1) YOU CAN’T WIN AN ARGUMENT

  • Always avoid the acute angel.
  • It is impossible to defeat an ignorant man by argument.
  • Buddha said: “Hatred is never ended by hatred but by love.
  • The only way to get the best of an argument is to avoid it.

 

2) A SURE WAY TO MAKING ENEMIES – AND HOW TO AVOID IT

  • There’s magic, positive magic, in such phrases as: “I may be wrong. I frequently am. Let’s examine the facts.”
  • A scientist never tries to prove anything. He attempts only to find the facts.
  • Jesus said, “Argue with thine adversary quickly.”
  • Show respect for the other man’s opinion, Never tell a man he is wrong.

 

3) IF YOU’RE WRONG, ADMIT IT

  • When we are right, let’s try to win people gently and tactfully to our way of thinking; and when we are wrong-and that will be surprisingly often, if we are honest with ourselves-let’s admit our mistakes quickly and with enthusiasm. That technique will not only produce astonishing results; but believe it or not, it is a lot more fun, under the circumstances, than trying to defend one’s self.
  • If you are wrong, admit it quickly and emphatically.

 

4) THE HIGH ROAD TO A MAN’S REASON

  • Begin in a friendly way.

 

5) THE SECRET OF SOCRATES

  • In talking with people, don’t begin by discussing the things on which you differ. Begin by emphasizing-and keep emphasizing-if possible-that you are both striving for same end and you only difference is one of method and not of purpose.
  • Get the other person saying, “Yes, yes” at the outset. Keep him, if possible, from saying “No.”

 

6) THE SAFETY VALVE IN HANDLING COMPLAINTS

  • Once having said a thing, he must stick to it.
  • The skillful speaker gets at the outset a number of yes responses. He has thereby set the psychological processes of his listeners moving in the affirmative direction.
  • It doesn’t pay to argue, that it is much more profitable and much more interesting to look at things from the other man’s viewpoint and try to get him saying “Yes, yes.”
  • If you want enemies, excel your friends; but if you want friends, let your friends excel you. (La Rochefoucauld, the French Philosopher)
  • Let the other man do a great deal of the talking.

 

7) HOW TO GET CO-OPERATION

  • Don’t you have much more faith in ideas that you discover for yourself than in ideas that are handed to you on a silver platter.
  • Wouldn’t it be wiser to make suggestions-and let the other man think out the conclusions for himself?
  • No man likes to feel that he is being sold something or told to do a thing. We much prefer to feel that we are buying of our own accord or acting on our own ideas.
  • So if you want to influence people to your way of thinking is let the other fellow feel that the idea is his.

 

8) A FORMULA THAT WILL WORK WONDERS FOR YOU

  • Remember that the other man may be totally wrong.
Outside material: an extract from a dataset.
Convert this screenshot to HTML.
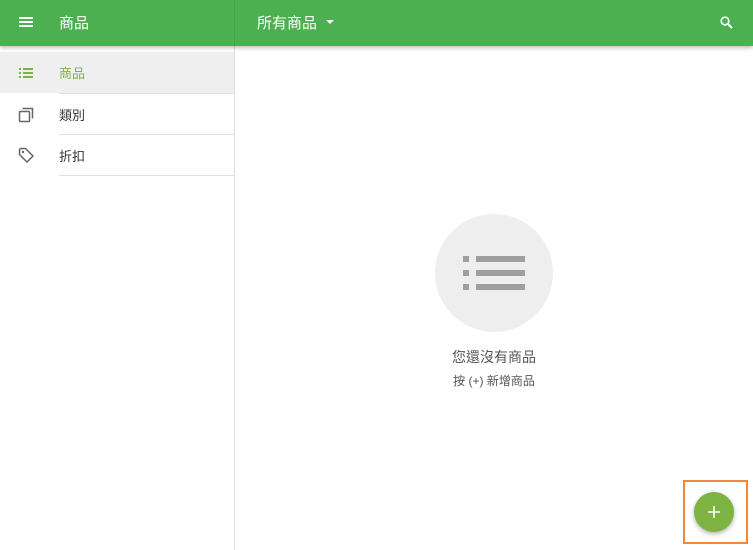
<!DOCTYPE html><html><head><meta charset="utf-8"><style>
body{margin:0;width:753px;height:550px;overflow:hidden;background:#fff;font-family:"Liberation Sans","Noto Sans CJK TC",sans-serif;position:relative}
.hdr{position:absolute;left:0;top:0;width:753px;height:46px;background:#4caf50;box-shadow:0 2px 4px rgba(0,0,0,.25);z-index:2;color:#fff}
.side{position:absolute;left:0;top:46px;width:234px;height:504px;border-right:1px solid #e0e0e0}
.row{position:absolute;left:0;width:234px;height:41px;font-size:13px;color:#333}
.row span{position:absolute;left:59px;top:11px}
.line{position:absolute;left:59px;right:0;height:1px;background:#e0e0e0}
</style></head><body>
<div class="hdr">
<svg style="position:absolute;left:19px;top:16px" width="14" height="12"><rect y="1" width="14" height="2" fill="#fff"/><rect y="5" width="14" height="2" fill="#fff"/><rect y="9" width="14" height="2" fill="#fff"/></svg>
<div style="position:absolute;left:59px;top:12px;font-size:15px">商品</div>
<div style="position:absolute;left:234px;top:0;width:1px;height:46px;background:rgba(0,0,0,.08)"></div>
<div style="position:absolute;left:257px;top:12px;font-size:15px">所有商品</div>
<svg style="position:absolute;left:325px;top:20px" width="10" height="6"><path d="M1 0L9 0L5 4Z" fill="#fff"/></svg>
<svg style="position:absolute;left:720px;top:16px" width="13" height="13"><circle cx="5" cy="5" r="3.8" stroke="#fff" stroke-width="1.6" fill="none"/><path d="M8 8L12 12" stroke="#fff" stroke-width="2"/></svg>
</div>
<div class="side">
<div class="row" style="top:6px;background:#efefef;color:#7cb342"><span>商品</span>
<svg style="position:absolute;left:19px;top:16px" width="14" height="10"><g fill="#7cb342"><rect x="0" y="0" width="2" height="2"/><rect x="0" y="4" width="2" height="2"/><rect x="0" y="8" width="2" height="2"/><rect x="4" y="0" width="10" height="2"/><rect x="4" y="4" width="10" height="2"/><rect x="4" y="8" width="10" height="2"/></g></svg></div>
<div class="line" style="top:47px"></div>
<div class="row" style="top:48px"><span>類別</span>
<svg style="position:absolute;left:18px;top:13px" width="16" height="16"><rect x="1.5" y="4.5" width="10" height="10" rx="1" fill="none" stroke="#666" stroke-width="1.5"/><path d="M4.5 1.5H14.5V11.5" fill="none" stroke="#666" stroke-width="1.5"/></svg></div>
<div class="line" style="top:88px"></div>
<div class="row" style="top:89px"><span>折扣</span>
<svg style="position:absolute;left:18px;top:12px" width="16" height="16"><path d="M1.5 2.5V7.5L9 15L15 9L7.5 1.5H2.5Z" fill="none" stroke="#666" stroke-width="1.5" stroke-linejoin="round"/><circle cx="5" cy="5" r="1.2" fill="#666"/></svg></div>
<div class="line" style="top:129px"></div>
</div>
<div style="position:absolute;left:435px;top:214px;width:118px;height:118px;border-radius:50%;background:#eeeeee"></div>
<svg style="position:absolute;left:463px;top:256px" width="62" height="35"><g fill="#9e9e9e"><rect x="0" y="0" width="6" height="6"/><rect x="0" y="14" width="6" height="6"/><rect x="0" y="28" width="6" height="6"/><rect x="13" y="0" width="49" height="6"/><rect x="13" y="14" width="49" height="6"/><rect x="13" y="28" width="49" height="6"/></g></svg>
<div style="position:absolute;left:394px;width:200px;top:347px;text-align:center;font-size:14px;color:#555">您還沒有商品</div>
<div style="position:absolute;left:394px;width:200px;top:372px;text-align:center;font-size:12px;color:#555">按 (+) 新增商品</div>
<div style="position:absolute;left:683px;top:480px;width:61px;height:60px;border:2px solid #f0883c"></div>
<div style="position:absolute;left:694px;top:492px;width:40px;height:40px;border-radius:50%;background:#7cb342;box-shadow:0 2px 5px rgba(0,0,0,.3)"></div>
<svg style="position:absolute;left:708px;top:506px" width="12" height="12"><path d="M6 0V12M0 6H12" stroke="#fff" stroke-width="1.6"/></svg>
</body></html>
But he doesn’t think so. Don’t condemn him.
  • Try honestly to put yourself in his place.
  • That success in dealing with people depends on a sympathetic grasp of the other man’s viewpoint.
  • I should rather walk the sidewalk in front of man’s office for two hours before an interview, than step into his office without a perfectly clear idea of what I am going to say and what he-from my knowledge of his interest and motives-is likely to answer.
  • Try honestly to see things from the other person’s point of view.

 

9) WHAT EVERYBODY WANTS

  • I don’t blame you one iota for feeling as you do. If I were you should undoubtedly feel just as you do.
  • Three-fourths of the people you will meet tomorrow are hungering and thirsting for sympathy. Give it to them, and they will love you.
  • Be sympathetic with the other person’s ideas and desires.

 

10) AN APPEAL THAT EVERYBODY LIKES

  • Appeal to the nobler motives.

 

11) THE MOVIES DO IT. RADIO DOES IT. WHY DON’T YOU DO IT?

  • Dramatize your ideas.

 

12) WHEN NOTHING ELSE WORKS, TRY THIS

  • Throw down a challenge.

 

NINE WAYS TO CHANGE PEOPLE WITHOUT GIVING OFFENCE OR AROUSING RESENTMENT

  • Rule 1: Begin with praise and honest appreciation.
  • Rule 2: Call attention to people’s mistakes indirectly.
  • Rule 3: Talk about your own mistakes before criticizing the other person.
  • Rule 4: Ask questions instead of giving direct orders.
  • Rule 5: Let the other man save his face.
  • Rule 6: Praise the slightest improvement and praise every improvement. Be hearty in your approbation and lavish in your praise.
  • Rule 7: Give a man a fine reputation to live up to.
  • Rule 8: Use encouragement. Make the fault you want to correct seem easy to correct; make the thing you want the other person to do seem easy to do.
  • Rule 9: Make the other person happy about doing the thing you suggest.

 

SEVEN RULES FOR MAKING YOUR HOME LIFE HAPPIER

  • Rule 1: Don’t nag.
  • Rule 2: Don’t try to make your partner over.
  • Rule 3: Don’t criticize.
  • Rule 4: Give honest appreciation.
  • Rule 5: Pay little attentions.
  • Rule 6: Be courteous.
  • Rule 7: Read a good book on the sexual side of marriage.